Brian Eno & Beatie Wolfe: Lateral
Brian Eno and Beatie Wolfe’s dual release, Luminal and Lateral, is a study in polarity—singer-songwriter intimacy versus ambient expanse, softness versus structure, lyric versus tone. Yet together, these companion albums feel less like opposites and more like twin moons orbiting the same emotional planet. Each project invites the listener into a different kind of attention: one centered on language and warmth, the other on repetition and space.
On Luminal, Wolfe returns to more traditional forms—guitar, melody, and the inward gaze—but refracted through Eno’s subtle production. The songs shimmer like candlelight on water. Tracks such as Shhh and Milky Sleep take their time, stretching into stillness, letting notes ring out as if in search of gravity. There’s a dreamlike fragility to Hopelessly at Ease, where Wolfe sings with an airy detachment, sounding both present and not. The record’s standout, Suddenly, carries an understated momentum, its brightness flickering like a sunrise slowly cresting the horizon.
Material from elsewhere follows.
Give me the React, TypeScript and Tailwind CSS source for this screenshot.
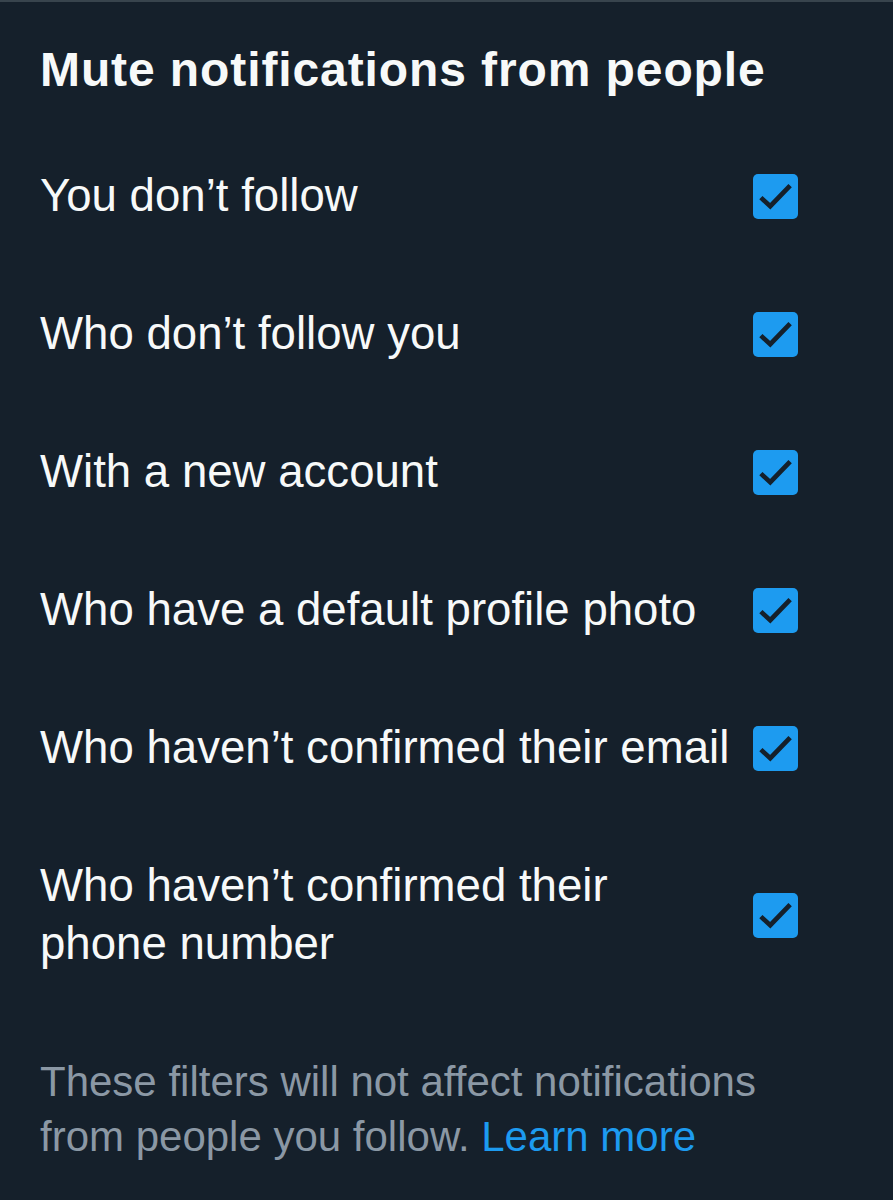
const filters = [
    "You don’t follow",
    "Who don’t follow you",
    "With a new account",
    "Who have a default profile photo",
    "Who haven’t confirmed their email",
    "Who haven’t confirmed their phone number",
]

function CheckBox() {
    return (
        <div className="flex h-[45px] w-[45px] shrink-0 items-center justify-center rounded-[5px] bg-[#1d9bf0]">
            <svg viewBox="0 0 24 24" className="h-[45px] w-[45px]">
                <polyline
                    points="4.2,12.6 9.2,17.2 19.8,6.2"
                    fill="none"
                    stroke="#15202b"
                    strokeWidth="2.5"
                />
            </svg>
        </div>
    )
}

export default function App() {
    return (
        <div className="min-h-[1200px] w-full border-t-2 border-[#38444d] bg-[#15202b] font-['Liberation_Sans',Arial,sans-serif]">
            {/* header */}
            <div className="pl-[40px] pt-[40px] pb-[29px]">
                <h1 className="text-[48px] leading-[56px] font-bold tracking-[0.9px] text-[#f7f9f9]">
                    Mute notifications from people
                </h1>
            </div>

            {/* checkbox rows */}
            <div className="flex flex-col">
                {filters.map((label) => (
                    <div
                        key={label}
                        className="flex items-center gap-[10px] py-[40px] pl-[40px] pr-[95px]"
                    >
                        <span className="min-w-0 flex-1 text-[45.6px] leading-[58px] text-[#f7f9f9]">
                            {label}
                        </span>
                        <CheckBox />
                    </div>
                ))}
            </div>

            {/* footnote */}
            <p className="pt-[41px] pl-[40px] pr-[80px] text-[42px] leading-[55px] text-[#8b98a5]">
                These filters will not affect notifications from people
                you follow.{" "}
                <a href="#" className="text-[#1d9bf0]">
                    Learn more
                </a>
            </p>
        </div>
    )
}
Yet even at its most melancholic, Luminal resists despair. Wolfe sings from within a cocoon of gauzy textures, often smoothing over sharper emotions with soft-focus production. On A Ceiling and a Lifeboat and Breath March, there’s a gentle tension between lyrical sadness and sonic sweetness, as if loneliness has been carefully tucked under a warm blanket. The emotional temperature is never too cold to touch, nor too hot to handle—just cool enough to hold in the palm of your hand.
If Luminal is about the interior—emotion in close-up—then Lateral is about the long view. The 64-minute Big Empty Country is both meditative and mathematical, dividing itself into eight identical eight-minute parts or two symmetrical vinyl sides. There’s a deliberate, almost ascetic discipline to the way Eno builds the piece: a two-note motif pulses steadily through, slowly layered with quiet disturbances—digitally processed strings, harmonic flutters, and ghostlike textures that barely rise above a whisper. It’s a piece designed not to impress but to unfold, revealing itself not in arcs, but in the accumulation of tiny shifts.
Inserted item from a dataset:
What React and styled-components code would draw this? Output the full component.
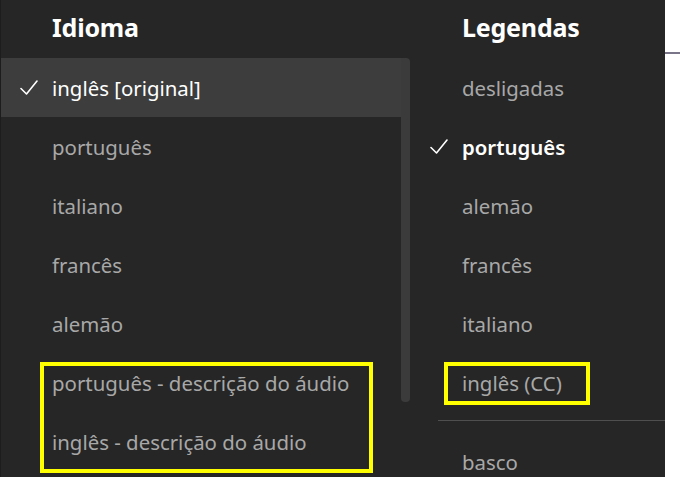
import React from "react";
import styled, { createGlobalStyle } from "styled-components";

const Global = createGlobalStyle`
  html, body { margin: 0; padding: 0; background: #ffffff; }
  body { font-family: "Noto Sans", "Open Sans", sans-serif; }
`;

const Screen = styled.div`
  display: flex;
  width: 680px;
  height: 477px;
  overflow: hidden;
`;

const Panel = styled.div`
  display: flex;
  width: 665px;
  height: 477px;
  background: #262626;
  border-left: 1px solid #1d1d1d;
  box-sizing: border-box;
  overflow: hidden;
`;

const Side = styled.div`
  flex: 1;
  background: #ffffff;
  padding-top: 52px;
`;

const SideRule = styled.div`
  height: 2px;
  background: #7a7588;
`;

const Column = styled.div`
  position: relative;
  display: flex;
  flex-direction: column;
  width: ${(p) => p.$w}px;
  flex: none;
  height: 477px;
  overflow: hidden;
`;

const Header = styled.div`
  height: 58px;
  flex: none;
  display: flex;
  align-items: center;
  padding-left: ${(p) => p.$pad}px;
  padding-bottom: 4px;
  box-sizing: border-box;
  color: #ffffff;
  font-size: 25px;
  font-weight: 700;
  letter-spacing: -0.2px;
`;

const ListArea = styled.div`
  display: flex;
  flex: none;
`;

const Rows = styled.div`
  display: flex;
  flex-direction: column;
  flex: none;
  width: ${(p) => p.$w}px;
`;

const Row = styled.div`
  display: flex;
  align-items: center;
  height: 59px;
  flex: none;
  background: ${(p) => (p.$active ? "#3d3d3d" : "transparent")};
  color: ${(p) => (p.$selected ? "#ffffff" : "#a8a8a8")};
  font-size: 20.4px;
  font-weight: ${(p) => (p.$bold ? 600 : 400)};
  white-space: nowrap;
`;

const CheckSlot = styled.span`
  width: 51px;
  flex: none;
  display: flex;
  justify-content: flex-start;
  padding-left: 19px;
  box-sizing: border-box;
`;

const Track = styled.div`
  width: 9px;
  padding-right: 1px;
`;

const Thumb = styled.div`
  width: 9px;
  height: 344px;
  background: #3b3b3b;
  border-radius: 0 4px 4px 4px;
`;

const Separator = styled.div`
  height: 1px;
  flex: none;
  background: #4f4f4f;
  margin: 8px 0 11px 27px;
`;

const Highlight = styled.div`
  position: absolute;
  left: ${(p) => p.$x}px;
  top: ${(p) => p.$y}px;
  width: ${(p) => p.$w}px;
  height: ${(p) => p.$h}px;
  border: 4px solid #ffff00;
  box-sizing: border-box;
  pointer-events: none;
`;

const Check = () => (
  <svg width="18" height="17" viewBox="0 0 18 17" fill="none">
    <polyline
      points="1,9.5 6.5,15 17,2"
      stroke="#ffffff"
      strokeWidth="1.6"
      strokeLinecap="round"
      strokeLinejoin="round"
    />
  </svg>
);

const Item = ({ label, checked, active, bold }) => (
  <Row $active={active} $selected={checked} $bold={bold}>
    <CheckSlot>{checked ? <Check /> : null}</CheckSlot>
    {label}
  </Row>
);

const audio = [
  { label: "inglês [original]", checked: true, active: true },
  { label: "português" },
  { label: "italiano" },
  { label: "francês" },
  { label: "alemão" },
  { label: "português - descrição do áudio" },
  { label: "inglês - descrição do áudio" },
];

const subs = [
  { label: "desligadas" },
  { label: "português", checked: true, bold: true },
  { label: "alemão" },
  { label: "francês" },
  { label: "italiano" },
  { label: "inglês (CC)" },
];

export default function App() {
  return (
    <>
      <Global />
      <Screen>
        <Panel>
          <Column $w={410}>
            <Header $pad={51}>Idioma</Header>
            <ListArea>
              <Rows $w={400}>
                {audio.map((a) => (
                  <Item key={a.label} {...a} />
                ))}
              </Rows>
              <Track>
                <Thumb />
              </Track>
            </ListArea>
            <Highlight $x={39} $y={362} $w={333} $h={111} />
          </Column>
          <Column $w={254}>
            <Header $pad={51}>Legendas</Header>
            <Rows $w={254}>
              {subs.map((s) => (
                <Item key={s.label} {...s} />
              ))}
              <Separator />
              <Item label="basco" />
            </Rows>
            <Highlight $x={33} $y={362} $w={146} $h={43} />
          </Column>
        </Panel>
        <Side>
          <SideRule />
        </Side>
      </Screen>
    </>
  );
}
What’s most remarkable about Big Empty Country is how little actually happens—and how much that non-happening reveals. With each repetition, the ear adjusts, and the motif begins to feel less like a pattern and more like a presence. The piece doesn’t demand focus, but rewards it. It’s not unlike gazing across a vast plain—you think there’s nothing there, until the wind shifts and you suddenly see everything.
There’s a quiet boldness to these albums, in their refusal to overstimulate. At times, both records border on the overly restrained—particularly Luminal, which can dip into the overly pristine. But taken together, Luminal and Lateral offer a full emotional landscape, with one album charting the voice inside the heart, and the other tracing the horizon just beyond it.
In the end, Wolfe and Eno don’t try to define the ineffable emotions they evoke—they simply make space for them to emerge. And in that space, something deeply human happens: we feel.